*GIVEN REQUEST*.
Without the pictures, return all of the material exactly as written.
________________________
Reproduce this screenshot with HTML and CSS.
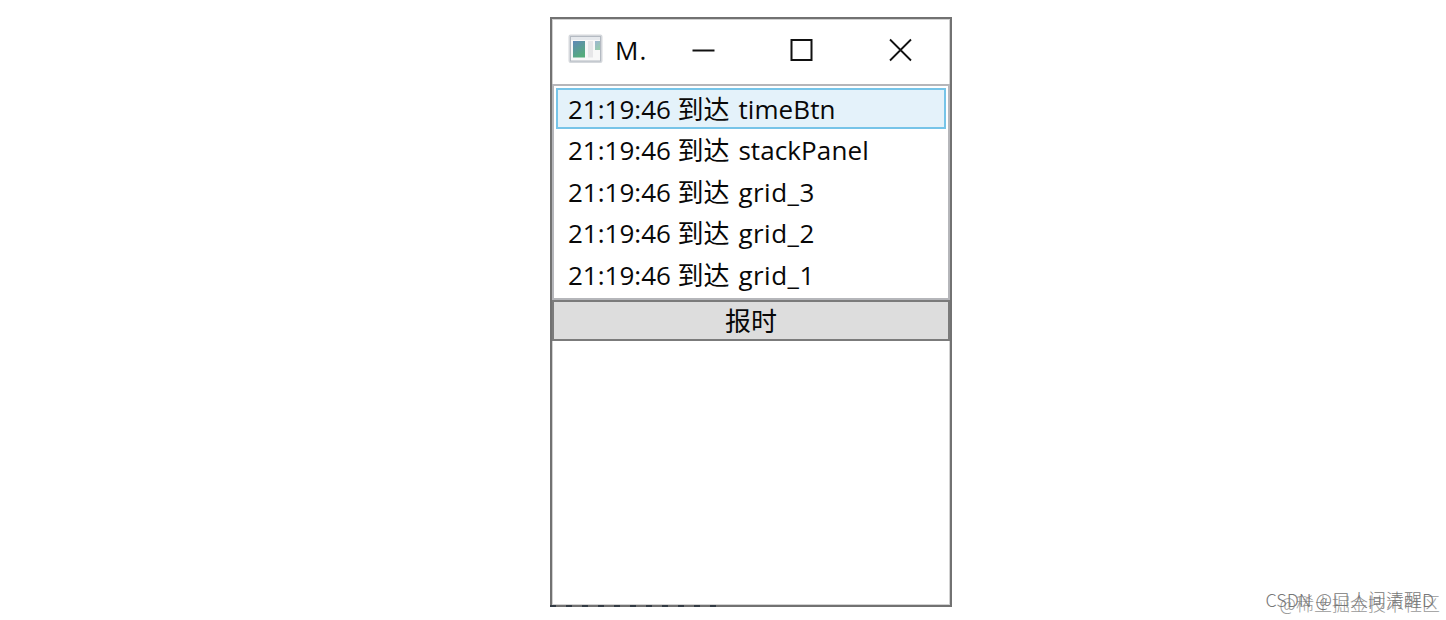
FILE: index.html
```
<!DOCTYPE html>
<html lang="zh-CN">
<head>
  <meta charset="UTF-8" />
  <title>MainWindow</title>
  <link rel="stylesheet" href="styles.css">
</head>
<body>

  <div class="window">
    <div class="title-bar">
      <svg class="app-icon" width="36" height="30" viewBox="0 0 36 30">
        <defs>
          <linearGradient id="pane" x1="0" y1="0" x2="0.5" y2="1">
            <stop offset="0" stop-color="#6088b8" />
            <stop offset="1" stop-color="#55ac7c" />
          </linearGradient>
        </defs>
        <rect x="1.5" y="1.5" width="32" height="26.5" rx="1" fill="#f8f8f8" stroke="#d5d8dc" stroke-width="2" />
        <rect x="2.5" y="2.5" width="30" height="24.5" fill="none" stroke="#b4bac2" />
        <path d="M3 4.5H32" stroke="#e6e9ed" stroke-width="3" />
        <rect x="5" y="7" width="12" height="16.5" fill="url(#pane)" />
        <rect x="20" y="7" width="5" height="16.5" fill="#e6e6e8" />
        <rect x="27" y="7" width="5" height="9" fill="url(#pane)" opacity="0.6" />
      </svg>
      <span class="title">M.</span>
      <div class="controls">
        <svg width="24" height="24" viewBox="0 0 24 24"><path d="M1.5 12.5H23.5" /></svg>
        <svg width="24" height="24" viewBox="0 0 24 24"><rect x="1.5" y="2" width="20" height="20" /></svg>
        <svg class="close" width="24" height="24" viewBox="0 0 24 24"><path d="M1 1.5L22 22.5M22 1.5L1 22.5" /></svg>
      </div>
    </div>

    <ul class="list">
      <li class="selected">21:19:46 到达 <span>timeBtn</span></li>
      <li>21:19:46 到达 <span>stackPanel</span></li>
      <li>21:19:46 到达 <span class="grid-name">grid_3</span></li>
      <li>21:19:46 到达 <span class="grid-name">grid_2</span></li>
      <li>21:19:46 到达 <span class="grid-name">grid_1</span></li>
    </ul>
    <button class="time-btn">报时</button>
  </div>

  <div class="watermark site">@稀土掘金技术社区</div>
  <div class="watermark author">CSDN @口人间清醒D</div>

</body>
</html>
```

FILE: styles.css
```
* {
  box-sizing: border-box;
}

body {
  position: relative;
  width: 1446px;
  height: 620px;
  margin: 0;
  padding: 17px 0 0 550px;
  overflow: hidden;
  background: white;
  color: #080808;
  font-family: "Open Sans", "Noto Sans CJK SC", sans-serif;
  font-size: 26px;
}

.window {
  position: relative;
  width: 402px;
  height: 590px;
  border: 2px solid #727272;
  box-shadow: inset 0 0 0 1px #d2d2d2;
}

/* desktop showing through the window edge */
.window::after {
  content: "";
  position: absolute;
  left: -2px;
  bottom: -2px;
  width: 168px;
  height: 2px;
  background: repeating-linear-gradient(90deg, #333b44 0 6px, #727272 6px 16px);
}

.title-bar {
  display: flex;
  align-items: center;
  height: 65px;
  padding-left: 16px;
  padding-bottom: 4px;
}

.app-icon {
  margin-bottom: 1px;
}

.title {
  width: 34px;
  margin-left: 11px;
  line-height: 36px;
  letter-spacing: 1px;
}

.controls {
  display: flex;
  width: 222px;
  margin-left: 42px;
  justify-content: space-between;
}

.controls svg {
  fill: none;
  stroke: #111;
  stroke-width: 2;
}

.controls .close {
  stroke-width: 1.8;
}

.list {
  height: 216px;
  margin: 0;
  padding: 2px;
  border: 2px solid #b5b6ba;
  list-style: none;
}

.list li {
  height: 41.7px;
  padding-left: 12px;
  line-height: 43px;
  white-space: nowrap;
}

.list span {
  margin-left: 2px;
  letter-spacing: 0.1px;
}

.list .grid-name {
  letter-spacing: 0.5px;
}

.list .selected {
  height: 41px;
  padding-left: 10px;
  border: 2px solid #76c4e8;
  background: #e4f2fa;
  line-height: 38px;
}

.time-btn {
  display: block;
  width: 100%;
  height: 41px;
  padding: 0;
  border: 2px solid #7b7b7b;
  background: #ddd;
  color: #080808;
  font: inherit;
  line-height: 36px;
}

.watermark {
  position: absolute;
  white-space: nowrap;
  font-family: "Noto Sans CJK SC", sans-serif;
  font-weight: 300;
  line-height: 24px;
}

.site {
  right: 6px;
  bottom: 5px;
  color: #999;
  font-size: 18px;
}

.author {
  right: 12px;
  bottom: 9px;
  color: #777;
  font-size: 18px;
}
```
________________________
*EXERCISE SOLUTION*.
Reproduce this screenshot with HTML and CSS.
FILE: index.html
```
<!DOCTYPE html>
<html lang="zh-CN">
<head>
  <meta charset="UTF-8" />
  <title>MainWindow</title>
  <link rel="stylesheet" href="styles.css">
</head>
<body>

  <div class="window">
    <div class="title-bar">
      <svg class="app-icon" width="36" height="30" viewBox="0 0 36 30">
        <defs>
          <linearGradient id="pane" x1="0" y1="0" x2="0.5" y2="1">
            <stop offset="0" stop-color="#6088b8" />
            <stop offset="1" stop-color="#55ac7c" />
          </linearGradient>
        </defs>
        <rect x="1.5" y="1.5" width="32" height="26.5" rx="1" fill="#f8f8f8" stroke="#d5d8dc" stroke-width="2" />
        <rect x="2.5" y="2.5" width="30" height="24.5" fill="none" stroke="#b4bac2" />
        <path d="M3 4.5H32" stroke="#e6e9ed" stroke-width="3" />
        <rect x="5" y="7" width="12" height="16.5" fill="url(#pane)" />
        <rect x="20" y="7" width="5" height="16.5" fill="#e6e6e8" />
        <rect x="27" y="7" width="5" height="9" fill="url(#pane)" opacity="0.6" />
      </svg>
      <span class="title">M.</span>
      <div class="controls">
        <svg width="24" height="24" viewBox="0 0 24 24"><path d="M1.5 12.5H23.5" /></svg>
        <svg width="24" height="24" viewBox="0 0 24 24"><rect x="1.5" y="2" width="20" height="20" /></svg>
        <svg class="close" width="24" height="24" viewBox="0 0 24 24"><path d="M1 1.5L22 22.5M22 1.5L1 22.5" /></svg>
      </div>
    </div>

    <ul class="list">
      <li class="selected">21:19:46 到达 <span>timeBtn</span></li>
      <li>21:19:46 到达 <span>stackPanel</span></li>
      <li>21:19:46 到达 <span class="grid-name">grid_3</span></li>
      <li>21:19:46 到达 <span class="grid-name">grid_2</span></li>
      <li>21:19:46 到达 <span class="grid-name">grid_1</span></li>
    </ul>
    <button class="time-btn">报时</button>
  </div>

  <div class="watermark site">@稀土掘金技术社区</div>
  <div class="watermark author">CSDN @口人间清醒D</div>

</body>
</html>
```

FILE: styles.css
```
* {
  box-sizing: border-box;
}

body {
  position: relative;
  width: 1446px;
  height: 620px;
  margin: 0;
  padding: 17px 0 0 550px;
  overflow: hidden;
  background: white;
  color: #080808;
  font-family: "Open Sans", "Noto Sans CJK SC", sans-serif;
  font-size: 26px;
}

.window {
  position: relative;
  width: 402px;
  height: 590px;
  border: 2px solid #727272;
  box-shadow: inset 0 0 0 1px #d2d2d2;
}

/* desktop showing through the window edge */
.window::after {
  content: "";
  position: absolute;
  left: -2px;
  bottom: -2px;
  width: 168px;
  height: 2px;
  background: repeating-linear-gradient(90deg, #333b44 0 6px, #727272 6px 16px);
}

.title-bar {
  display: flex;
  align-items: center;
  height: 65px;
  padding-left: 16px;
  padding-bottom: 4px;
}

.app-icon {
  margin-bottom: 1px;
}

.title {
  width: 34px;
  margin-left: 11px;
  line-height: 36px;
  letter-spacing: 1px;
}

.controls {
  display: flex;
  width: 222px;
  margin-left: 42px;
  justify-content: space-between;
}

.controls svg {
  fill: none;
  stroke: #111;
  stroke-width: 2;
}

.controls .close {
  stroke-width: 1.8;
}

.list {
  height: 216px;
  margin: 0;
  padding: 2px;
  border: 2px solid #b5b6ba;
  list-style: none;
}

.list li {
  height: 41.7px;
  padding-left: 12px;
  line-height: 43px;
  white-space: nowrap;
}

.list span {
  margin-left: 2px;
  letter-spacing: 0.1px;
}

.list .grid-name {
  letter-spacing: 0.5px;
}

.list .selected {
  height: 41px;
  padding-left: 10px;
  border: 2px solid #76c4e8;
  background: #e4f2fa;
  line-height: 38px;
}

.time-btn {
  display: block;
  width: 100%;
  height: 41px;
  padding: 0;
  border: 2px solid #7b7b7b;
  background: #ddd;
  color: #080808;
  font: inherit;
  line-height: 36px;
}

.watermark {
  position: absolute;
  white-space: nowrap;
  font-family: "Noto Sans CJK SC", sans-serif;
  font-weight: 300;
  line-height: 24px;
}

.site {
  right: 6px;
  bottom: 5px;
  color: #999;
  font-size: 18px;
}

.author {
  right: 12px;
  bottom: 9px;
  color: #777;
  font-size: 18px;
}
```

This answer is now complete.